CHP, programını yenilerken dünyadaki ve ülkemizdeki son 16 yılda olup biten gelişmeleri mercek altına almalı ve Altı Ok ilkelerine, felsefe ve duruşuna, ruhuna uygun bir yaklaşımla hareket etmelidir. CHP’nin halkçı ve devrimci niteliği ile diğer oklarda belirtilen nitelikler karşı karşıya değil, birbirini bilakis tamamlayan niteliklerdir. CHP, toplumsal uzlaşıyı dikkate alan, kapsayıcı bir şekilde yeni programını ele almalıdır. CHP’nin halkçı-devrimci-laik duruşu ile ulusumuzun duyarlılıkları sentezlenmelidir. İnançlara saygı, vatana ve millete bağlılık, ay yıldızlı bayrağa ve sınırlara saygı esas olmalıdır. CHP, geleneksel olanla çağdaş olanı bir arada ve barışık olarak sahiplenmelidir.

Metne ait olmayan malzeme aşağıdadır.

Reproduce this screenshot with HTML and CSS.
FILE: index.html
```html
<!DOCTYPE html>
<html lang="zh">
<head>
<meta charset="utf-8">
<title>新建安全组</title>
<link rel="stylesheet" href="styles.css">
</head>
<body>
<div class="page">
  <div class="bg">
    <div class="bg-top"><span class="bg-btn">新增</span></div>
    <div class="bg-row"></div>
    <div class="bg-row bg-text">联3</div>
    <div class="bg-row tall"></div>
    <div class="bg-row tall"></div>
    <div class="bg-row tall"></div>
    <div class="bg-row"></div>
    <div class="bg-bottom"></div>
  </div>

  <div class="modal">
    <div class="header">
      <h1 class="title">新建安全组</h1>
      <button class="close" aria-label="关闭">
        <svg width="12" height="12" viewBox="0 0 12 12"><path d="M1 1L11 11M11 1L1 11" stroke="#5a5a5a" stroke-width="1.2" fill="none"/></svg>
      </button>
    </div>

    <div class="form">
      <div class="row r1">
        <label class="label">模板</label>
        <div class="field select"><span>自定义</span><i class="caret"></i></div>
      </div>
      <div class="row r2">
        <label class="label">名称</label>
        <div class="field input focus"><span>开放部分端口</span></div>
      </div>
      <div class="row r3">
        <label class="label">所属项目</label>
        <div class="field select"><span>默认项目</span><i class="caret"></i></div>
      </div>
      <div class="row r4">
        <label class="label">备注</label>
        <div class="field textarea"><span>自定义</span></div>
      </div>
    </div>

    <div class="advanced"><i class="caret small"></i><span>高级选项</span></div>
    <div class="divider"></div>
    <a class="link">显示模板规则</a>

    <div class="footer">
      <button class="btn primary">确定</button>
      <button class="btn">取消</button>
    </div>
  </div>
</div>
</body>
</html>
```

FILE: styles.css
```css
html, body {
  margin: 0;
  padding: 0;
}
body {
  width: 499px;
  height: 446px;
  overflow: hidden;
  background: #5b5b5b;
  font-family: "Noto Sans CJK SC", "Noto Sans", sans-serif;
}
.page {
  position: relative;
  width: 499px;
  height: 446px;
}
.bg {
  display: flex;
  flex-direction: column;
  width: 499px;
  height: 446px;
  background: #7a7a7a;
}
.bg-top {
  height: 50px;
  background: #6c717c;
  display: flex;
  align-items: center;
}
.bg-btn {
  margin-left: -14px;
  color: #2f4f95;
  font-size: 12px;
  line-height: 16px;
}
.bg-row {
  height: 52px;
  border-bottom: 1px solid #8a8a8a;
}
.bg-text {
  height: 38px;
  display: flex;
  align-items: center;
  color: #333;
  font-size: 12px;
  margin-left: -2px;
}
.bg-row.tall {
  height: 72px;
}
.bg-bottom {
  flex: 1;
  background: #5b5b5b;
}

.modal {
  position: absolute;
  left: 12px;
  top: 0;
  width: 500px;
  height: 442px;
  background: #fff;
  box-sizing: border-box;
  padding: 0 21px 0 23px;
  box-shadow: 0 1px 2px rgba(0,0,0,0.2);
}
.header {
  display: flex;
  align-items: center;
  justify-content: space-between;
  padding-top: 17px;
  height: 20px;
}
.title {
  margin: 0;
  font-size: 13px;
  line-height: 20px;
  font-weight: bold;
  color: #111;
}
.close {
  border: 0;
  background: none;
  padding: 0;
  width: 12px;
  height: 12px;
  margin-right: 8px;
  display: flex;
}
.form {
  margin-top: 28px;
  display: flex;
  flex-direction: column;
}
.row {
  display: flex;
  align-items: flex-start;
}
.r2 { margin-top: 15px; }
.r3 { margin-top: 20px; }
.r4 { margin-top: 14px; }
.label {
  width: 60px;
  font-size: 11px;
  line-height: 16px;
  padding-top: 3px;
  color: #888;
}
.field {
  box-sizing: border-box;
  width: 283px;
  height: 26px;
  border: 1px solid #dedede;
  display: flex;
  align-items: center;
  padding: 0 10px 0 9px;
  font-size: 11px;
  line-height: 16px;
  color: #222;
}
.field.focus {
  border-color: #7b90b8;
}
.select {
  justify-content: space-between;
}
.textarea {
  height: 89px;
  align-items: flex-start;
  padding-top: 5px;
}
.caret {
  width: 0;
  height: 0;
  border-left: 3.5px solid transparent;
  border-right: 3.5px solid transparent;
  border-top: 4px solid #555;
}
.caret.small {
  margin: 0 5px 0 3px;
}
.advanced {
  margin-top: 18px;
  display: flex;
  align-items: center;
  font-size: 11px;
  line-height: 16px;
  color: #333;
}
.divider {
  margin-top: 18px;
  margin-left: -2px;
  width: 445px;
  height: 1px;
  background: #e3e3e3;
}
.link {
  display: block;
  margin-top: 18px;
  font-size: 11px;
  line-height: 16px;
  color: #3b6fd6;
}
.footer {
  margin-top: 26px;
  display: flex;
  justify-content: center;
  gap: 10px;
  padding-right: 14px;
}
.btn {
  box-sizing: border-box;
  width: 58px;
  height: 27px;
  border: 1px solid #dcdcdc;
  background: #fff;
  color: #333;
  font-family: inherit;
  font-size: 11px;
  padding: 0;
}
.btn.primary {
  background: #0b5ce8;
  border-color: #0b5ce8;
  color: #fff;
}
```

CHP’nin muhalefet jargonu iktidar programıyla birlikte artık alternatif iktidar jargonuna dönüşmelidir. Üretimin nasıl artırılacağı, dijital ve teknolojik gelişmelere nasıl ayak uydurulacağı, çökme emareleri gösteren gösteren tarım ve hayvancılığın, balıkçılığın nasıl ayağa kaldırılacağı; eğitimde birliğin ve milliliğin yeniden nasıl sağlanacağı ve eğitimin nasıl üretime göre şekillendirileceği, konut ve yurt açığının nasıl kapatılacağı, kontrolsüz dış göçe nasıl son verileceği; hiper enflasyon ve yıkıcı etkilerinin nasıl giderileceği, cari açığın nasıl kapatılacağı vb. CHP programının konusu olmalıdır.

Ekonomideki temel yaklaşım neo-liberal rüzgarlara baraj kurarak cesur bir şekilde “karma ekonomi” ve “plan” olmalıdır. Keza, dış politikadaki ve ilişkilerdeki reorganizasyon, fabrika ayarlarına nasıl dönüleceğine de CHP programı yanıt vermelidir. İklim değişikliği, uluslararası göç hareketleri ve benzer konulara da yer vermesi beklenecektir yeni CHP programının.